HP Taps NCR Chief as Its CEO
SAN FRANCISCO — Hewlett-Packard Co. on Tuesday named NCR Corp. Chief Executive Mark Hurd to head the storied computer and printer maker as it struggles to compete in an industry it helped create.
Hurd, who joined NCR out of college in 1980, was a surprise choice. His hiring came seven weeks after HP’s board ousted chief Carly Fiorina over dissatisfaction with her “execution” after the acquisition of Compaq Computer Corp. that she engineered two years ago.
In many ways, the 48-year-old Hurd is what Fiorina wasn’t. She was flashy; he avoids the spotlight. She backed big ideas to boost sales; he is known as a strong day-to-day manager focused on margins.
“The key is that he’s an operations guy -- hands-on and a turnaround artist, and he’s solid,” said analyst Roger Kay of market researcher IDC. “He’s been at NCR for 25 years; he’s not in the quick-hit business. Carly always raised suspicions that she was just surfing through, but this guy is completely the opposite.”
The selection highlights the difficulties HP faces in running its core computer and printer businesses in the face of relentless competition from rivals such as Dell Inc. HP’s sales and profit have languished while Dell’s have climbed.
Investors hailed Hurd’s appointment. Shares of Palo Alto-based HP rose $1.99, or 10%, to $21.78 on the New York Stock Exchange. The rally boosted HP’s market capitalization by $5.8 billion -- nearly as much as NCR’s annual sales. Shares of Dayton, Ohio-based NCR fell $6.50, or 17%, to $31.40 on the NYSE.
Hurd, who will earn $1.4 million a year and pick up a $2-million signing bonus when he begins work Friday, declined to comment. He will meet with reporters this morning.

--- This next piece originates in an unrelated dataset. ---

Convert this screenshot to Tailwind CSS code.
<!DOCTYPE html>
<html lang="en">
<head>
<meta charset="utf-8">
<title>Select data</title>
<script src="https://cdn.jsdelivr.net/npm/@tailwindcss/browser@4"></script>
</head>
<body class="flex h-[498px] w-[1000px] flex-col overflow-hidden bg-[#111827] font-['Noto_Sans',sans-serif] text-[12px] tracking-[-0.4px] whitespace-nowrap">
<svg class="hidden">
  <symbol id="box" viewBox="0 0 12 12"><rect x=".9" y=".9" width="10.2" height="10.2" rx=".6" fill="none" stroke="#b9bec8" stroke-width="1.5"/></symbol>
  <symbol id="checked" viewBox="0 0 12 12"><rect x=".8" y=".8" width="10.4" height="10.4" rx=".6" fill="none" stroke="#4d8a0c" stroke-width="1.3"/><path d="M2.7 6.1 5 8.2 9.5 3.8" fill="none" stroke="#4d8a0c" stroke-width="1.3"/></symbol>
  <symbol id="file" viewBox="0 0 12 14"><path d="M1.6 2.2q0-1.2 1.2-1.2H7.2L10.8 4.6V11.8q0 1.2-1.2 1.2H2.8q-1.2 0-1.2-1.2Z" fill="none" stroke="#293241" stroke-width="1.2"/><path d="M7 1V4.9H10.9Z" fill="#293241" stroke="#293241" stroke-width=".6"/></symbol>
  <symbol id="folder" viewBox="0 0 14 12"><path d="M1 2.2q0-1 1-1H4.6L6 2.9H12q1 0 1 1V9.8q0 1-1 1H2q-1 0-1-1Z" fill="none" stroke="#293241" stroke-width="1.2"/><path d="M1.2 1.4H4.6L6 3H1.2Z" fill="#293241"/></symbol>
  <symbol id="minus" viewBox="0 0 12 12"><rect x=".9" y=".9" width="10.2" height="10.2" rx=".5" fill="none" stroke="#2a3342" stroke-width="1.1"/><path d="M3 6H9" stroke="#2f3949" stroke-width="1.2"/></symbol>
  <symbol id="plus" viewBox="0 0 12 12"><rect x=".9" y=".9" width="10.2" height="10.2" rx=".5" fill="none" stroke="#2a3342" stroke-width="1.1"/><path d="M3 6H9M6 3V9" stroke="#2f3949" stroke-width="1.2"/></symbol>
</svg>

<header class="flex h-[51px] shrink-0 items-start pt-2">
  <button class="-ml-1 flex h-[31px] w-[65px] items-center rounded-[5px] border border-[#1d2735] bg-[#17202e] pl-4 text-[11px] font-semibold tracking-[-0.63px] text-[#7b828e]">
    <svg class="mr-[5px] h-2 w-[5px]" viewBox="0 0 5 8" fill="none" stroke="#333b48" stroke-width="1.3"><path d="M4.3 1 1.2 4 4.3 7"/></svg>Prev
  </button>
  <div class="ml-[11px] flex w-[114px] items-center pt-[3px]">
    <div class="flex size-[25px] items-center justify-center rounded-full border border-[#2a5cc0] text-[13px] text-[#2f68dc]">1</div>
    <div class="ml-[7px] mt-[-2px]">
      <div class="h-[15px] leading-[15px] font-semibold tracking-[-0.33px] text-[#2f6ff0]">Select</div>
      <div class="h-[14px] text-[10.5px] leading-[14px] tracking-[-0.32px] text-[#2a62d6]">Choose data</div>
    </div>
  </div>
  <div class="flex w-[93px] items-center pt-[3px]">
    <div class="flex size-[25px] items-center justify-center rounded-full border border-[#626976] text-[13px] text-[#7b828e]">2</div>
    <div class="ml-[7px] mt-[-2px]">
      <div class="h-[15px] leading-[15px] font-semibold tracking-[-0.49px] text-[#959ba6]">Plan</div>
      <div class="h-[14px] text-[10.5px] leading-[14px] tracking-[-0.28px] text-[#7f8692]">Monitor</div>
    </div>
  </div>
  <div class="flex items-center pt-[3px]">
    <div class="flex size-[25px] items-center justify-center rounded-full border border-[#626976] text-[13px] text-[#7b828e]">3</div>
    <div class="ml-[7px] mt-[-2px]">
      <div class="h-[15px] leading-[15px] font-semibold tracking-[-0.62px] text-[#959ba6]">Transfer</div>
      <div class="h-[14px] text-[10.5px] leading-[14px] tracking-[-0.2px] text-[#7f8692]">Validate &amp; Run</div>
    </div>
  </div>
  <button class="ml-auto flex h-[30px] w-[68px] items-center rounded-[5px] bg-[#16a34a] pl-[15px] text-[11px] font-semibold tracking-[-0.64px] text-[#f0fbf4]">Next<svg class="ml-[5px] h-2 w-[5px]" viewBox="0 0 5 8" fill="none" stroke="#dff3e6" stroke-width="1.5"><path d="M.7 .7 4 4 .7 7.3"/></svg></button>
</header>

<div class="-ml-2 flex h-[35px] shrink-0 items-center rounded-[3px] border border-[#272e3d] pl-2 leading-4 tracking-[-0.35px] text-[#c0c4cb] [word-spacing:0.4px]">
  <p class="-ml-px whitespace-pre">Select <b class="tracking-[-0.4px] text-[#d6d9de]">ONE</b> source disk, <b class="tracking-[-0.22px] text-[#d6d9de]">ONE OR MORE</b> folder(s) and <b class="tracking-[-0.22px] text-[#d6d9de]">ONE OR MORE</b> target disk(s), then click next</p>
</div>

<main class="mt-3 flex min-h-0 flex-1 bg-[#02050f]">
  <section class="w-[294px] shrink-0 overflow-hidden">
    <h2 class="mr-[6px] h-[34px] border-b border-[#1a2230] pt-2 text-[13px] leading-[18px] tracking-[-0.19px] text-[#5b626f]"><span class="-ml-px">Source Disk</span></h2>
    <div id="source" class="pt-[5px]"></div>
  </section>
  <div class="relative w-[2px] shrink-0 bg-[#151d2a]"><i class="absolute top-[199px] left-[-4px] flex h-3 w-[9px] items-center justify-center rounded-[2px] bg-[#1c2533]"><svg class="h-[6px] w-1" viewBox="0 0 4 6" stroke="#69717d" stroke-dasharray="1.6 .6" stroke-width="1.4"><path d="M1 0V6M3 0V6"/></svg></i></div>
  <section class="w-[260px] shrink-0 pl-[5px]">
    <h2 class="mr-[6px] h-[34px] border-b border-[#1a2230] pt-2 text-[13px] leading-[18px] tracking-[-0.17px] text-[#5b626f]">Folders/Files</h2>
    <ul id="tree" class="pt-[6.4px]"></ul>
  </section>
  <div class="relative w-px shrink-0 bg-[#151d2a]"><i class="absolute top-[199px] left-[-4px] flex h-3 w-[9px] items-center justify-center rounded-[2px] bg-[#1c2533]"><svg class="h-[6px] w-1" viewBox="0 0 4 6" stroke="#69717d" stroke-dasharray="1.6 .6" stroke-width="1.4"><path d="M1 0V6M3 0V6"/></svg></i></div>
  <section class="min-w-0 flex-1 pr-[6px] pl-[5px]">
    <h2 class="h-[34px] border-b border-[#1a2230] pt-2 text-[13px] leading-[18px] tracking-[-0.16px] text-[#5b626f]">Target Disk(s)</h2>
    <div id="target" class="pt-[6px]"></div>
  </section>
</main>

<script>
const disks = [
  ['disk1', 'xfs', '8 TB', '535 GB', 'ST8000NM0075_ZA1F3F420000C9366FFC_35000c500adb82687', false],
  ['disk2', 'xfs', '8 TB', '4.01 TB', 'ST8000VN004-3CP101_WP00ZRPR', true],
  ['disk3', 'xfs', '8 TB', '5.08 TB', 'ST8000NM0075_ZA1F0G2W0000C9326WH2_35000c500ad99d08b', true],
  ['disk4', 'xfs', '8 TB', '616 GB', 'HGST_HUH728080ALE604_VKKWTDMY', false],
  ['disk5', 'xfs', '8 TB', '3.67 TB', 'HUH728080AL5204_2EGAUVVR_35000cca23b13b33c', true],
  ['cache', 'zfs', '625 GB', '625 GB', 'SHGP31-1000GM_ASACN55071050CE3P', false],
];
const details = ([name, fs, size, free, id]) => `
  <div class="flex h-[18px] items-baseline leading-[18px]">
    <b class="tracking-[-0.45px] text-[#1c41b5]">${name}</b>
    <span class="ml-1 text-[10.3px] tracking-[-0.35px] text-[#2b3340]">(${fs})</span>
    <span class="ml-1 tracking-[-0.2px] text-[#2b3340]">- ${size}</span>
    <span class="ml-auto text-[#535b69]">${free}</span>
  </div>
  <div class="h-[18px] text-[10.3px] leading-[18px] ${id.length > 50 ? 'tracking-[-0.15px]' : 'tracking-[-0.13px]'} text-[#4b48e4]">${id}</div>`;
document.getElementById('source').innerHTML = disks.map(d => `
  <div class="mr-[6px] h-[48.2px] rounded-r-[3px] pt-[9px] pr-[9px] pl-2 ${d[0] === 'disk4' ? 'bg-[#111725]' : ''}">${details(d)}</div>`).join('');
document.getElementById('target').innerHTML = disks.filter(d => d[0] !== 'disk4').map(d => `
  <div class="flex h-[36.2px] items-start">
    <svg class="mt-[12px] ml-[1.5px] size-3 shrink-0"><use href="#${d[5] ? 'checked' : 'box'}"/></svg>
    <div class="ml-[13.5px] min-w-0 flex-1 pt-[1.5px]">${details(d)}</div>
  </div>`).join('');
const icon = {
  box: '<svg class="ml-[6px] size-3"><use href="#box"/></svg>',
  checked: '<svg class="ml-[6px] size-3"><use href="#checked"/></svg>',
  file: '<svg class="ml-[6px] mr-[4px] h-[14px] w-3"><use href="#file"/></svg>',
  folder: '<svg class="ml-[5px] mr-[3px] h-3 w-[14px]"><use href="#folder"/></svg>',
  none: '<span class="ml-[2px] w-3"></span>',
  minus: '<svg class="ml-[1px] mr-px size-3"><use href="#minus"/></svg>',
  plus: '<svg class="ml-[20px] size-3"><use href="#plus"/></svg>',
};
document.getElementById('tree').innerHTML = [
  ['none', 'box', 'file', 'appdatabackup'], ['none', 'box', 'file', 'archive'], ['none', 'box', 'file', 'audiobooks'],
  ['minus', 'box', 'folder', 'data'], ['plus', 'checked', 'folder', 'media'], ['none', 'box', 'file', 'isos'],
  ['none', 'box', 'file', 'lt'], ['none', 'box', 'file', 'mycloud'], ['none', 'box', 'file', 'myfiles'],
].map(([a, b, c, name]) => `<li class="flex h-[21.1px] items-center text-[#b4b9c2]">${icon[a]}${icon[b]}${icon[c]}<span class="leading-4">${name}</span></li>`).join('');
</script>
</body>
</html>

HP directors said they chose Hurd, in part, because of the structural similarities between HP and NCR, even though HP’s $80 billion in annual sales dwarfs NCR’s $6 billion. NCR makes automated teller machines for banks, cash registers and point-of-sale devices and sells to a variety of customers; HP makes consumer PCs, corporate servers and printers as well as cameras and televisions.
“Mark came to our attention because of his strong execution skills, his proven ability to lead top-performing teams and his track record in driving shareholder value,” HP Chairman Patricia Dunn said. “He demonstrated these skills by turning around NCR, which, while smaller than HP, is a complex organization with multiple business segments. As we got to know Mark, we were impressed by his emphasis on developing internal talent while reaching outside for new skills, his understanding of the role of culture in a company’s success and his personal integrity.”
Hurd’s hiring marks only the second time in HP’s 67-year history that an outsider has been chosen to run the company. The first was in 1999, with Fiorina’s selection.
IDC’s Kay said picking another outsider was “totally the right move.”
“Nobody inside the company could have taken that spot without their history coming into it,” Kay said. “They couldn’t come and do the clean broom act: take a look at all the businesses and see where do we want to take them.”
To that end, selecting Hurd also appears to bolster the board’s intention of keeping HP together. Some analysts and investors have called on the company to spin off its profitable printer business, but on Tuesday the board said it had no immediate plans to break up HP.
“Part of the search criteria was to endorse the strategy of the board,” said S.G. Cowan analyst Richard Chu. “NCR very is very far-flung, very international, with a global share. “It may be seen as a provincial Dayton, Ohio, company, but it has global reach, which is a big factor for HP.”
Hurd has enjoyed a strong record at NCR. Since he was promoted from chief operations officer to chief executive in 2003, NCR’s profit has quadrupled to $290 million last year, and its stock price has soared more than 300%.
One of Hurd’s strategies at NCR could prove particularly crucial at HP: boosting the “attach rate” of sales of server computers, which run large corporate and government computer networks. Fiorina had difficulty increasing sales of related products with its servers, while Hurd has shown an ability to cut multimillion-dollar consulting deals.
“HP has been wanting a higher attach rate where you sell a server, but also software, storage and services,” said Jean Bozman, a server analyst with IDC. “If you look at NCR they’ve had a solution-type sell, where when they sell a server they’re also making sure to sell a number of other components.”
Hurd earned a bachelor’s degree in 1979 from Baylor University. He joined NCR as a field salesman and worked in a variety of sales, management, operations and marketing roles. He had a successful run heading NCR’s data warehousing business, called Teradata, for three years, after which he was named president in 2001 and chief operating officer in 2002.
“Mark Hurd is the best CEO I know out there,” said Jeff Embersits, an analyst at Shareholder Value Management. “I think he’ll do a lot of good things at HP with a solid strategy and changing senior executives, clearing the deck.”
Other candidates were believed to include former Compaq chief Michael Capellas, who served briefly as president of HP after the merger; W. James McNerney Jr., chief executive of 3M Co.; and Richard Belluzzo, a former HP executive who is now chairman of Quantum Corp.